» **Exercise aim**: All of the lines below are to be transcribed faithfully, with pictures excluded from the copy.

» **Data provided**:

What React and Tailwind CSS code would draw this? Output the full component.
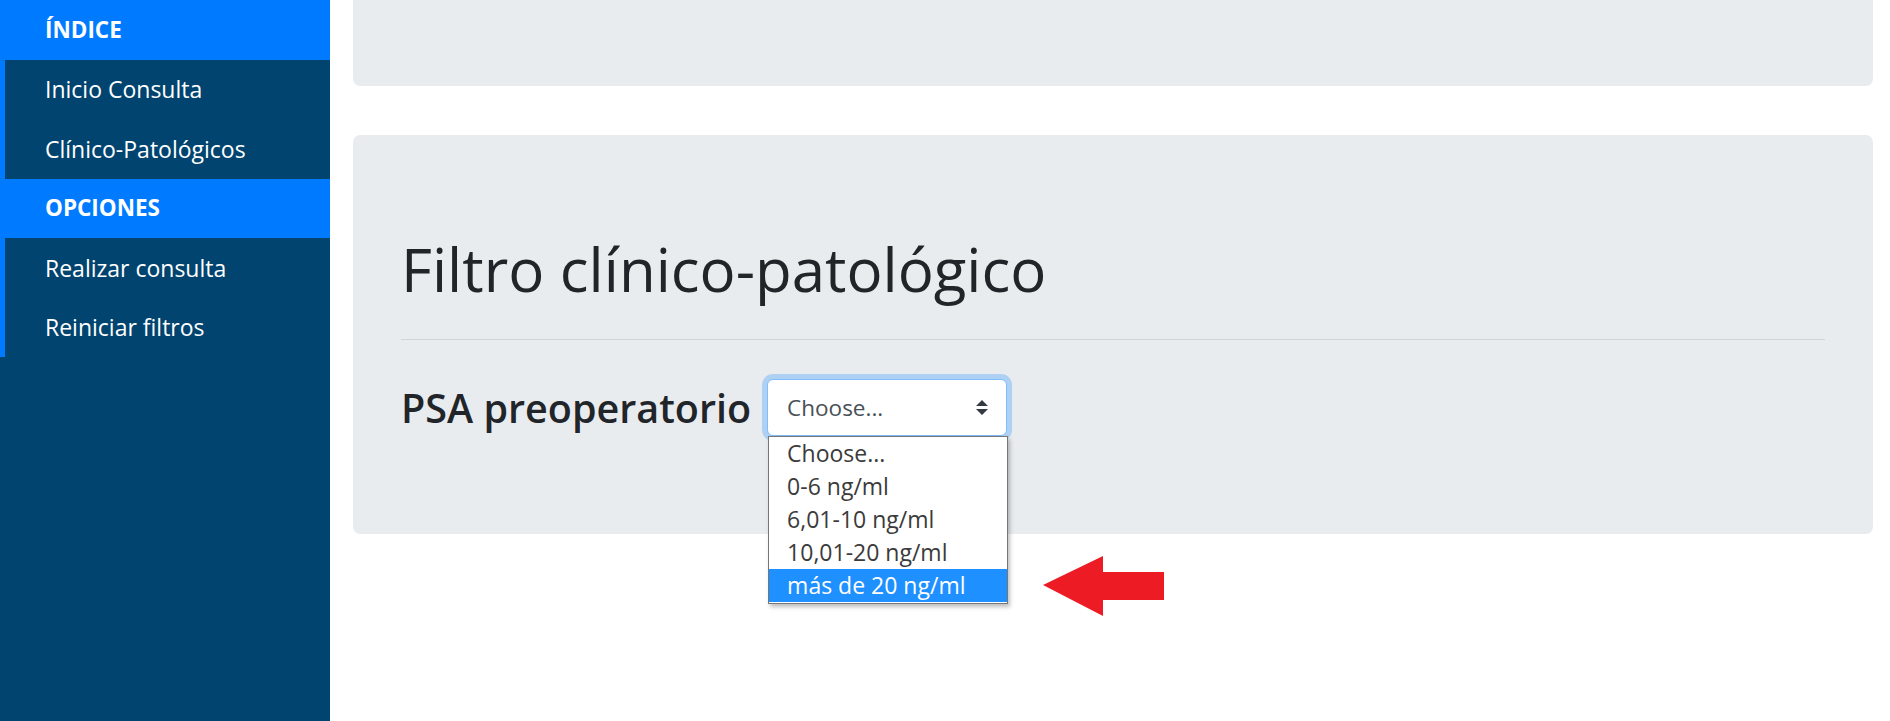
import React from "react";

const sidebar = [
  { title: "ÍNDICE", items: ["Inicio Consulta", "Clínico-Patológicos"] },
  { title: "OPCIONES", items: ["Realizar consulta", "Reiniciar filtros"] },
];

const options = ["Choose...", "0-6 ng/ml", "6,01-10 ng/ml", "10,01-20 ng/ml", "más de 20 ng/ml"];

export default function App() {
  return (
    <div className="flex h-[721px] overflow-hidden bg-white font-['Open_Sans','Noto_Sans',sans-serif] text-[#212529]">
      <aside className="w-[330px] shrink-0 bg-[#00446f]">
        <div className="bg-[#007bff]">
          {sidebar.map((group) => (
            <div key={group.title}>
              <div className="flex h-[59.5px] items-center pl-[45px] text-[22.5px] font-bold text-white">
                {group.title}
              </div>
              <ul className="ml-[5px] bg-[#00446f]">
                {group.items.map((item) => (
                  <li key={item} className="flex h-[59.5px] items-center pl-[40px] text-[23px] text-white">
                    {item}
                  </li>
                ))}
              </ul>
            </div>
          ))}
        </div>
      </aside>

      <main className="flex-1 pl-[23px] pr-[17px]">
        <div className="h-[86px] rounded-b-[7px] bg-[#e9ecef]" />

        <div className="mt-[49px] h-[399px] rounded-[7px] bg-[#e9ecef] px-[48px] pt-[98px]">
          <h1 className="text-[60px] font-medium leading-[72px]">Filtro clínico-patológico</h1>
          <hr className="mt-[34px] border-0 border-t border-black/10" />

          <div className="mt-[39px] flex items-center">
            <h3 className="text-[39.5px] font-semibold leading-[50px]">PSA preoperatorio</h3>

            <div className="relative ml-[16px] h-[57px] w-[240px] rounded-[6px] border border-[#80bdff] bg-white shadow-[0_0_0_5px_rgba(0,123,255,0.25)]">
              <div className="flex h-full items-center justify-between pl-[19px] pr-[18px] text-[22.5px] text-[#495057]">
                <span>Choose...</span>
                <svg width="12" height="15" viewBox="0 0 4 5">
                  <path d="M2 0L0 2h4zm0 5L0 3h4z" fill="#343a40" />
                </svg>
              </div>

              <ul className="absolute left-0 top-[56px] w-[240px] border border-[#767676] bg-white pb-px shadow-[2px_3px_4px_rgba(0,0,0,0.25)]">
                {options.map((opt, i) => (
                  <li
                    key={opt}
                    className={
                      i === options.length - 1
                        ? "flex h-[33px] items-center bg-[#1e90ff] pl-[18px] text-[23px] text-white"
                        : "flex h-[33px] items-center pl-[18px] text-[23px] text-[#3b3b3b]"
                    }
                  >
                    {opt}
                  </li>
                ))}
              </ul>

              <svg className="absolute left-[275px] top-[176px]" width="121" height="60" viewBox="0 0 121 60">
                <polygon points="0,29 60,0 60,16 121,16 121,44 60,44 60,60" fill="#ed1c24" />
              </svg>
            </div>
          </div>
        </div>
      </main>
    </div>
  );
}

» **Response**:
What React and Tailwind CSS code would draw this? Output the full component.
import React from "react";

const sidebar = [
  { title: "ÍNDICE", items: ["Inicio Consulta", "Clínico-Patológicos"] },
  { title: "OPCIONES", items: ["Realizar consulta", "Reiniciar filtros"] },
];

const options = ["Choose...", "0-6 ng/ml", "6,01-10 ng/ml", "10,01-20 ng/ml", "más de 20 ng/ml"];

export default function App() {
  return (
    <div className="flex h-[721px] overflow-hidden bg-white font-['Open_Sans','Noto_Sans',sans-serif] text-[#212529]">
      <aside className="w-[330px] shrink-0 bg-[#00446f]">
        <div className="bg-[#007bff]">
          {sidebar.map((group) => (
            <div key={group.title}>
              <div className="flex h-[59.5px] items-center pl-[45px] text-[22.5px] font-bold text-white">
                {group.title}
              </div>
              <ul className="ml-[5px] bg-[#00446f]">
                {group.items.map((item) => (
                  <li key={item} className="flex h-[59.5px] items-center pl-[40px] text-[23px] text-white">
                    {item}
                  </li>
                ))}
              </ul>
            </div>
          ))}
        </div>
      </aside>

      <main className="flex-1 pl-[23px] pr-[17px]">
        <div className="h-[86px] rounded-b-[7px] bg-[#e9ecef]" />

        <div className="mt-[49px] h-[399px] rounded-[7px] bg-[#e9ecef] px-[48px] pt-[98px]">
          <h1 className="text-[60px] font-medium leading-[72px]">Filtro clínico-patológico</h1>
          <hr className="mt-[34px] border-0 border-t border-black/10" />

          <div className="mt-[39px] flex items-center">
            <h3 className="text-[39.5px] font-semibold leading-[50px]">PSA preoperatorio</h3>

            <div className="relative ml-[16px] h-[57px] w-[240px] rounded-[6px] border border-[#80bdff] bg-white shadow-[0_0_0_5px_rgba(0,123,255,0.25)]">
              <div className="flex h-full items-center justify-between pl-[19px] pr-[18px] text-[22.5px] text-[#495057]">
                <span>Choose...</span>
                <svg width="12" height="15" viewBox="0 0 4 5">
                  <path d="M2 0L0 2h4zm0 5L0 3h4z" fill="#343a40" />
                </svg>
              </div>

              <ul className="absolute left-0 top-[56px] w-[240px] border border-[#767676] bg-white pb-px shadow-[2px_3px_4px_rgba(0,0,0,0.25)]">
                {options.map((opt, i) => (
                  <li
                    key={opt}
                    className={
                      i === options.length - 1
                        ? "flex h-[33px] items-center bg-[#1e90ff] pl-[18px] text-[23px] text-white"
                        : "flex h-[33px] items-center pl-[18px] text-[23px] text-[#3b3b3b]"
                    }
                  >
                    {opt}
                  </li>
                ))}
              </ul>

              <svg className="absolute left-[275px] top-[176px]" width="121" height="60" viewBox="0 0 121 60">
                <polygon points="0,29 60,0 60,16 121,16 121,44 60,44 60,60" fill="#ed1c24" />
              </svg>
            </div>
          </div>
        </div>
      </main>
    </div>
  );
}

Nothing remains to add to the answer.